A while ago I noted early reports of problems with Windows Vista:
The biggest problem, it seems, is that Microsoft's version of beefing up security consists of attaching a warning dialog to every single task, so that whenever anything goes wrong the operating system can say, Hey, it's not my fault! You left me unlocked! This is not security; this is ass-covering.At the end of that post, I sort of wondered why a company as smart as Microsoft would do something that stupid. Philip Su's much-linked essay "Broken Windows" offers an explanation: an entire culture based on ass-covering.
After months of hearing of how a certain influential team in Windows was going to cause the Vista release to slip, I, full of abstract self-righteous misgivings as a stockholder, had at last the chance to speak with two of the team's key managers, asking them how they could be so, please-excuse-the-term, I-don't-mean-its-value-laden-connotation, ignorant as to proper estimation of software schedules.
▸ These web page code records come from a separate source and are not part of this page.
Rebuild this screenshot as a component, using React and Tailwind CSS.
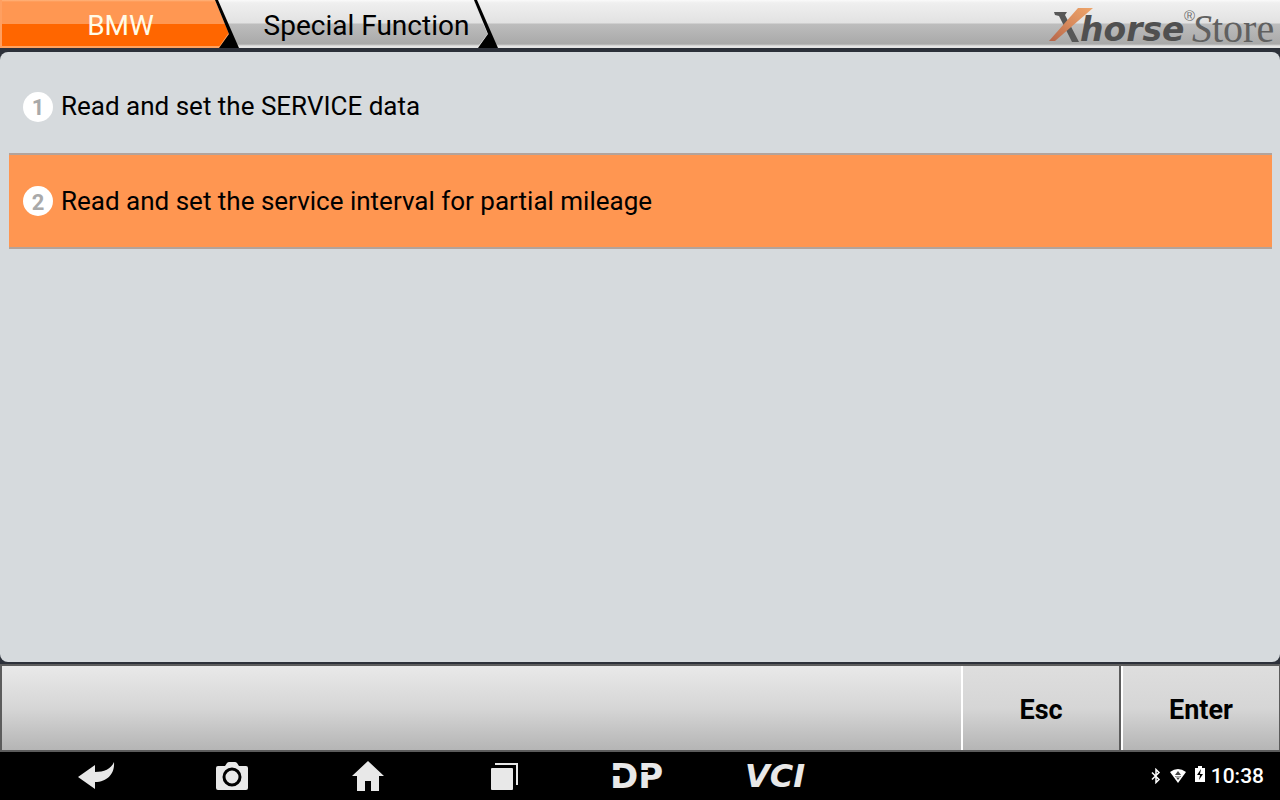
import { useState } from 'react';

const MENU_ITEMS = [
  'Read and set the SERVICE data',
  'Read and set the service interval for partial mileage',
];

const TabDivider = ({ active }) => (
  <svg width="24" height="48" viewBox="0 0 24 48" className="shrink-0" aria-hidden="true">
    {active && (
      <>
        <path d="M0 0L10 24H0Z" fill="#ff9752" />
        <path d="M0 24H10L14 34L4 48H0Z" fill="#ff6600" />
        <path d="M0 47H5L14 34" fill="none" stroke="#ffa25f" strokeWidth="2" />
        <path d="M0 1H1" stroke="#ffb47c" strokeWidth="2" />
      </>
    )}
    {!active && <path d="M0 1L14 34L4 47H0" fill="none" stroke="#e2e2e2" strokeWidth="1" />}
    <path d="M0 0H3L24 48H4L14 34Z" fill="#000" />
  </svg>
);

const StoreLogo = () => (
  <svg width="232" height="56" viewBox="0 -4 232 56" className="shrink-0" role="img" aria-label="Xhorse Store">
    <defs>
      <linearGradient id="slash" x1="1" y1="0" x2="0" y2="1">
        <stop offset="0" stopColor="#eea56a" />
        <stop offset="0.5" stopColor="#d88a5c" />
        <stop offset="1" stopColor="#b5654a" />
      </linearGradient>
    </defs>
    <path d="M6 12H19L17 15L31 42H24L11 16L7 15Z" fill="#575757" />
    <path d="M30 8H45L7 41H1Z" fill="url(#slash)" />
    <text x="32" y="41" fontSize="33" fill="#505050" className="font-['DejaVu_Sans',sans-serif] font-bold italic">horse</text>
    <text x="136" y="21" fontSize="15" fill="#707070" className="font-['Liberation_Sans',sans-serif]">®</text>
    <text x="144" y="42" fontSize="40" fill="#606060" className="font-['Liberation_Serif',serif]">
      <tspan className="italic">S</tspan>tore
    </text>
  </svg>
);

const Header = () => (
  <header className="h-12 shrink-0 flex items-center justify-between bg-[linear-gradient(to_bottom,#fafafa_0px,#efefef_3px,#e2e2e2_23px,#bdbdbd_24px,#a9a9a9_44px,#e4e4e4_46px,#e4e4e4_48px)]">
    <nav className="flex h-full text-[28px]">
      <button className="w-[215px] pl-6 pt-1 text-[#fffbe8] border-l-2 border-[#ff9f60] bg-[linear-gradient(to_bottom,#ffb47c_0px,#ff9752_2px,#ff9752_24px,#ff6600_24px,#ff6600_46px,#ffa25f_46px)]">
        BMW
      </button>
      <TabDivider active />
      <button className="w-[235px] pl-5 pt-1 whitespace-nowrap">Special Function</button>
      <TabDivider />
    </nav>
    <StoreLogo />
  </header>
);

const MenuList = ({ selected, onSelect }) => (
  <main className="flex-1 min-h-0 mt-1 rounded-lg bg-[#d6dadd] pl-[9px] pr-2 pt-2">
    <ul>
      {MENU_ITEMS.map((item, idx) => (
        <li key={item}>
          <button
            onClick={() => onSelect(idx)}
            className={`w-full flex items-center gap-2 px-3.5 text-left text-[26px] ${
              selected === idx ? 'h-24 bg-[#ff9651] border-t-2 border-b-2 border-[#b3a39b]' : 'h-[93px]'
            }`}
          >
            <span className="size-[30px] pt-0.5 shrink-0 rounded-full bg-white flex items-center justify-center text-[22px] font-bold text-[#a9a9a9]">
              {idx + 1}
            </span>
            <span>{item}</span>
          </button>
        </li>
      ))}
    </ul>
  </main>
);

const ActionBar = () => (
  <div className="h-[88px] mt-0.5 shrink-0 flex border-2 border-r border-[#5c5c5c] text-[27px] font-bold">
    <div className="flex-1 bg-linear-to-b from-[#e9e9e9] via-[#d6d6d6] to-[#b5b5b5]" />
    <button className="w-40 pt-1 border-l-2 border-l-white border-r-2 border-r-[#5c5c5c] bg-linear-to-b from-[#dedede] via-[#d6d6d6] to-[#b5b5b5]">
      Esc
    </button>
    <button className="w-[158px] pt-1 border-l-2 border-white bg-linear-to-b from-[#dedede] via-[#d6d6d6] to-[#b5b5b5]">
      Enter
    </button>
  </div>
);

const NavButton = ({ label, children }) => (
  <button aria-label={label} className="w-[136px] h-full flex items-center justify-center">
    {children}
  </button>
);

const SystemBar = () => (
  <footer className="h-12 shrink-0 flex items-center justify-between bg-black text-[#e8e8e8] pl-7 pr-4">
    <div className="flex h-full">
      <NavButton label="Back">
        <svg width="38" height="28" viewBox="0 0 38 28" fill="currentColor">
          <path d="M1 15L18 3V10C27 10 34 7 37 0C38 12 30 20 18 20V27Z" />
        </svg>
      </NavButton>
      <NavButton label="Screenshot">
        <svg width="32" height="28" viewBox="0 0 32 28" fill="currentColor">
          <path d="M2 4H9L11 1Q12 0 13 0H19Q20 0 21 1L23 4H30Q32 4 32 6V26Q32 28 30 28H2Q0 28 0 26V6Q0 4 2 4Z" />
          <circle cx="16" cy="15" r="8" stroke="#000" strokeWidth="3" />
        </svg>
      </NavButton>
      <NavButton label="Home">
        <svg width="32" height="30" viewBox="0 0 32 30" fill="currentColor">
          <path d="M16 0L32 15H27V30H19V20H13V30H5V15H0Z" />
        </svg>
      </NavButton>
      <NavButton label="Recent apps">
        <svg width="27" height="27" viewBox="0 0 27 27" fill="currentColor">
          <rect y="5" width="22" height="22" rx="1" />
          <path d="M4 0H27V22H25V2H4Z" />
        </svg>
      </NavButton>
      <NavButton label="DP">
        <svg width="60" height="48" viewBox="0 0 60 48" fill="currentColor">
          <text x="0" y="36" fontSize="34" className="font-['DejaVu_Sans',sans-serif] font-bold">DP</text>
          <path d="M0 18H11V24H0ZM28 18H38V20H28Z" fill="#000" />
        </svg>
      </NavButton>
      <NavButton label="VCI">
        <svg width="62" height="48" viewBox="0 0 62 48" fill="currentColor">
          <text x="0" y="35" fontSize="32" className="font-['DejaVu_Sans',sans-serif] font-bold italic">VCI</text>
        </svg>
      </NavButton>
    </div>
    <div className="flex items-center text-white">
      <svg width="10" height="16" viewBox="0 0 10 16" fill="none" stroke="currentColor" strokeWidth="1.500" aria-hidden="true">
        <path d="M1 4.500L8 11.500L5 14.500V1.500L8 4.500L1 11.500" />
      </svg>
      <svg width="18" height="16" viewBox="0 0 18 16" className="ml-2" aria-hidden="true">
        <path d="M1 4Q9 -2 17 4L9 15Z" fill="#fff" />
        <path d="M9 3L12 7H6ZM6 8H12L9 12Z" fill="#444" />
        <path d="M7 9H11" stroke="#fff" />
      </svg>
      <svg width="10" height="16" viewBox="0 0 10 16" className="ml-2 -mt-1" aria-hidden="true">
        <path d="M0 2H3V0H7V2H10V16H0Z" fill="#fff" />
        <path d="M6 3L2 9H5L4 14L8 8H5Z" fill="#000" />
      </svg>
      <span className="ml-1.5 pt-0.5 text-[21px] font-medium">10:38</span>
    </div>
  </footer>
);

const App = () => {
  const [selected, setSelected] = useState(1);

  return (
    <div className="h-screen flex flex-col bg-[#2c3039] font-[Roboto,sans-serif] text-black overflow-hidden">
      <Header />
      <MenuList selected={selected} onSelect={setSelected} />
      <ActionBar />
      <SystemBar />
    </div>
  );
};

export default App;
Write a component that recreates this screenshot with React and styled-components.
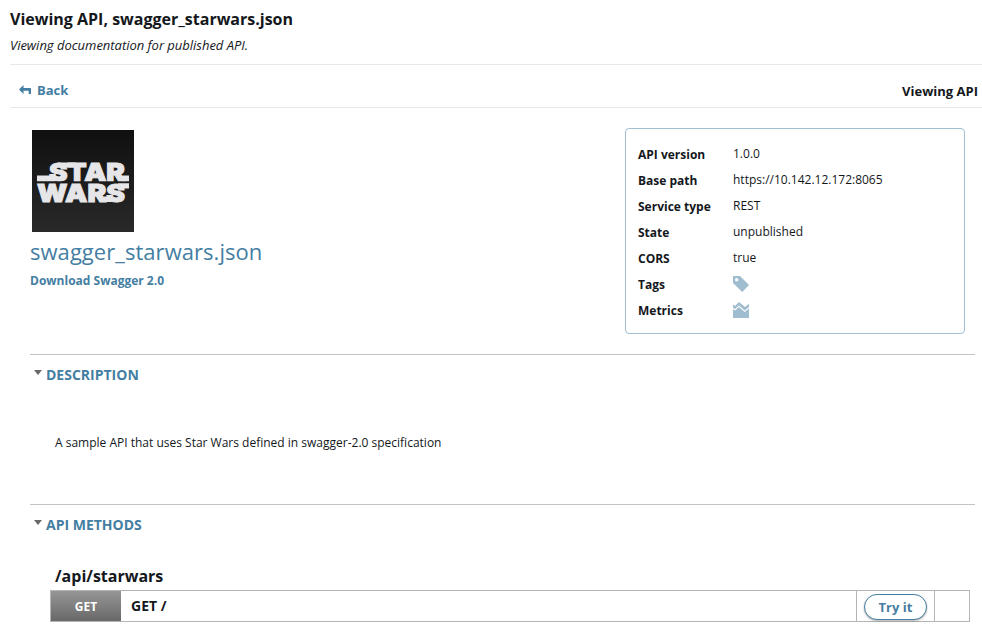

Turns out they're actually great project managers. They knew months in advance that the schedule would never work. So they told their VP. And he, possibly influenced by one too many instances where engineering re-routes power to the warp core, thus completing the heretofore impossible six-hour task in a mere three, summarily sent the managers back to "figure out how to make it work." The managers re-estimated, nipped and tucked, liposuctioned, did everything short of a lobotomy -- and still did not have a schedule that fit. The VP was not pleased. "You're smart people. Find a way!" This went back and forth for weeks, whereupon the intrepid managers finally understood how to get past the dilemma. They simply stopped telling the truth. "Sure, everything fits. We cut and cut, and here we are. Vista by August or bust. You got it, boss."